Quantization compresses model weights from 16-bit floats to smaller representations. Less VRAM, faster inference — with a small quality tradeoff. The naming convention comes from GGUF (the file format Ollama uses):

Level	Bits	VRAM (7B)	Quality	Recommendation
Q2_K	2-bit	~2.5 GB	Noticeably degraded	Avoid — only for severely RAM-limited devices
Q4_K_M	4-bit (mixed)	~4.1 GB	Good — near full quality	✅ Default choice for most users
Q5_K_M	5-bit (mixed)	~5.0 GB	Very good	Use if you have headroom; marginal gain over Q4_K_M
Q6_K	6-bit	~5.9 GB	Excellent	Worth it if VRAM allows
Q8_0	8-bit	~7.7 GB	Near-lossless	Best quality that still fits 8 GB VRAM for 7B
FP16	16-bit	~14 GB	Full quality	Only on 16+ GB VRAM; rarely needed for local use

Practical rule of thumb

Use Q4_K_M as your default. It's the sweet spot: small enough to fit 7B in 5 GB VRAM, quality good enough for almost all tasks. Only go lower if you absolutely can't fit the model in RAM.

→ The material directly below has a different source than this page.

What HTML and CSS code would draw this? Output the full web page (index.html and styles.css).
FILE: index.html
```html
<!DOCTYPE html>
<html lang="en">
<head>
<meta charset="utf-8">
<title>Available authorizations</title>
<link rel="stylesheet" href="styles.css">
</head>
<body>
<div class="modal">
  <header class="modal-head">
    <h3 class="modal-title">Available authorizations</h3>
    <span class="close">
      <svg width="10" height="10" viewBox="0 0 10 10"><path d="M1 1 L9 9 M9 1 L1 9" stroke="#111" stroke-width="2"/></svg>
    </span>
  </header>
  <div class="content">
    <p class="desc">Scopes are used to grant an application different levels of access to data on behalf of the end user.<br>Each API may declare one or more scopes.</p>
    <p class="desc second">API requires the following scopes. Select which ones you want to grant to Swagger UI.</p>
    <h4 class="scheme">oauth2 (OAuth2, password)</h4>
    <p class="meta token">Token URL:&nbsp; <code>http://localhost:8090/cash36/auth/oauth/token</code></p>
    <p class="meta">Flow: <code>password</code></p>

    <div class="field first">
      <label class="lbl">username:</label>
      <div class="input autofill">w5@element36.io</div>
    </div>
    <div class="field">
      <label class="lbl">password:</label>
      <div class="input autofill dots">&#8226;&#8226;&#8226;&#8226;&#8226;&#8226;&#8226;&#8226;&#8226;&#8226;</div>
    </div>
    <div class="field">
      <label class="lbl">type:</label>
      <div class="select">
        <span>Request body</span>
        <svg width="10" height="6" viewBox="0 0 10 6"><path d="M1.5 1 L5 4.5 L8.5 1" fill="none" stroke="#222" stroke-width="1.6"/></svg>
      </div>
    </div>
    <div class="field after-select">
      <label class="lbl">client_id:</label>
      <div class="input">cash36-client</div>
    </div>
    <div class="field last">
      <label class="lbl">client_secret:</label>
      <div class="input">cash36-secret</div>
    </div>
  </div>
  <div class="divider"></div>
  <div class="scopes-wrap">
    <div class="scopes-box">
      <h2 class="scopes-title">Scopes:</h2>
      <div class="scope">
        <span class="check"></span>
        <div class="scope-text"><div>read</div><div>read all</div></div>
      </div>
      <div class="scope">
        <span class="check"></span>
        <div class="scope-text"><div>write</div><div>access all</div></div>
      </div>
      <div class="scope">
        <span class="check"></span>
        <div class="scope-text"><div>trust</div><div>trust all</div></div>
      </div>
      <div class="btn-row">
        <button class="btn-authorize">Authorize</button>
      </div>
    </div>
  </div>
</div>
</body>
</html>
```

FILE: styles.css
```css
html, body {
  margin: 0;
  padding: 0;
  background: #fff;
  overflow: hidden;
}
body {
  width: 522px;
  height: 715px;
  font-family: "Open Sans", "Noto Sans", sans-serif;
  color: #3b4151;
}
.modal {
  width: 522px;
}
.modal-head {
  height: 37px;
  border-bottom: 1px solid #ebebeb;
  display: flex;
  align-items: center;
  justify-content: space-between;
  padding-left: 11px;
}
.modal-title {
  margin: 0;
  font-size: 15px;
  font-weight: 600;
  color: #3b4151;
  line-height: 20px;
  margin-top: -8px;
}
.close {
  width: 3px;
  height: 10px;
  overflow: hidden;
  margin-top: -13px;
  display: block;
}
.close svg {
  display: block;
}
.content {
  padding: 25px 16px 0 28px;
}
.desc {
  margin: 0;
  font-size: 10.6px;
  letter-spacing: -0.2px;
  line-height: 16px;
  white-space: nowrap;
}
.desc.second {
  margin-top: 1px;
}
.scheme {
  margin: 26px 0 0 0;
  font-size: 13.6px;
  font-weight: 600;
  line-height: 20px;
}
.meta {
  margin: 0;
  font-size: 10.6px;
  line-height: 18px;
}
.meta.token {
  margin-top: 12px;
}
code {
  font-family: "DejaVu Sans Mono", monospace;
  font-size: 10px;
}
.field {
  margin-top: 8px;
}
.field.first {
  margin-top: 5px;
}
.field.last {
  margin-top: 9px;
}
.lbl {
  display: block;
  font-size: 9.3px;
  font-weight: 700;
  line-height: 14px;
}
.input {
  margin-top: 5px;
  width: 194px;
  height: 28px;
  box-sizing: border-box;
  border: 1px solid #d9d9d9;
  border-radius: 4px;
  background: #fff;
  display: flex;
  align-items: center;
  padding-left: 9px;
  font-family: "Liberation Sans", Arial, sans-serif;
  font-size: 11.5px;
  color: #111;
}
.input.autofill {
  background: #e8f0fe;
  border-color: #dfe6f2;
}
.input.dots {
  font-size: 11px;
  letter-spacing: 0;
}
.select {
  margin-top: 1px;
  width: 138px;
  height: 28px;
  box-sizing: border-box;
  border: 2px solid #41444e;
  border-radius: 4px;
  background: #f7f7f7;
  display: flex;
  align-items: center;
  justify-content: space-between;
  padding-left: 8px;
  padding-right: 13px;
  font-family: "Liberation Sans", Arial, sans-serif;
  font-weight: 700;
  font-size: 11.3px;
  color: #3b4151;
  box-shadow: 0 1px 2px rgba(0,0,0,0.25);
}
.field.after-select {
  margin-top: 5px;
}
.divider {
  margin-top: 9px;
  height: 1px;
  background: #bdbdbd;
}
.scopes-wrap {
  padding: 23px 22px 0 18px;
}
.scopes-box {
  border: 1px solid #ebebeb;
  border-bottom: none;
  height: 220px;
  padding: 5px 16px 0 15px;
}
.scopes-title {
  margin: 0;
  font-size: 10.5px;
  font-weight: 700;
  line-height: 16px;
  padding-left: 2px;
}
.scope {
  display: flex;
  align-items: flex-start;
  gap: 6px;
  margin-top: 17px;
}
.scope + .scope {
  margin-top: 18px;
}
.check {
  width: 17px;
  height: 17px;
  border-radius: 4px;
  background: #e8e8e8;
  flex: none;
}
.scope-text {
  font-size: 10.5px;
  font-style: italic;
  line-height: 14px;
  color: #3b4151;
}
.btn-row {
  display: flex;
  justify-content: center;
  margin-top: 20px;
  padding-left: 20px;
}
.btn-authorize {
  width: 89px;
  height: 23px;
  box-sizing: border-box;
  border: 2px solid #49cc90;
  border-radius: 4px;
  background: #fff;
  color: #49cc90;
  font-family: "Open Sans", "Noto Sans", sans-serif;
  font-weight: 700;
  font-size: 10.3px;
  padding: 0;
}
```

GPU Acceleration by Platform

NVIDIA CUDA

Driver 531+ required. Compute Capability 5.0+ (Maxwell+). Ollama bundles its own CUDA runtime — no separate CUDA Toolkit install needed. Fastest option for Windows/Linux.

AMD ROCm

ROCm v7 on Linux fully supported. Windows ROCm is v6.1 and experimental. If you have an AMD GPU on Linux, it works well. Windows users: check compatibility first.

Apple Metal

Automatic on all Apple Silicon (M1–M4). No configuration needed — install Ollama and Metal kicks in. Apple unified memory lets you run larger models than discrete GPU VRAM would allow.

Major Model Families Available

The Ollama library spans all major open-weight model families:

Llama 4 (Meta) — Scout (109B MoE) and Maverick (400B MoE). Natively multimodal.
Llama 3.x (Meta) — 3.2 3B/1B (fast, small), 3.2 Vision 11B (images), 3.3 70B (highest Llama 3 quality)
Gemma 4 (Google) — 1B/4B/12B/27B. Natively multimodal (text + image + audio). Strong across all sizes.
DeepSeek-R1 — 7B/14B/32B/70B variants. Chain-of-thought reasoning specialist.
Qwen3 (Alibaba) — 8B/32B and MoE variants. Strong multilingual + coding support.
Phi-4 (Microsoft) — 3.8B mini, 14B standard. Efficient, good instruction following.
Mistral / Devstral — Mistral 7B, Mistral Small 24B, Devstral 24B (agentic coding)
Kimi K2 (Moonshot) — MoE coding model with strong agentic capabilities
nomic-embed-text — Dedicated embedding model for RAG pipelines

Checklist: Do You Understand This?

Can you pick a model for general chat, coding, and reasoning from the table above?
Do you understand what Q4_K_M means and why it's the default choice?
Can you read a model tag like qwen2.5-coder:14b-q8_0 and know what it means?
Do you know which GPU backend applies to your machine (CUDA / ROCm / Metal)?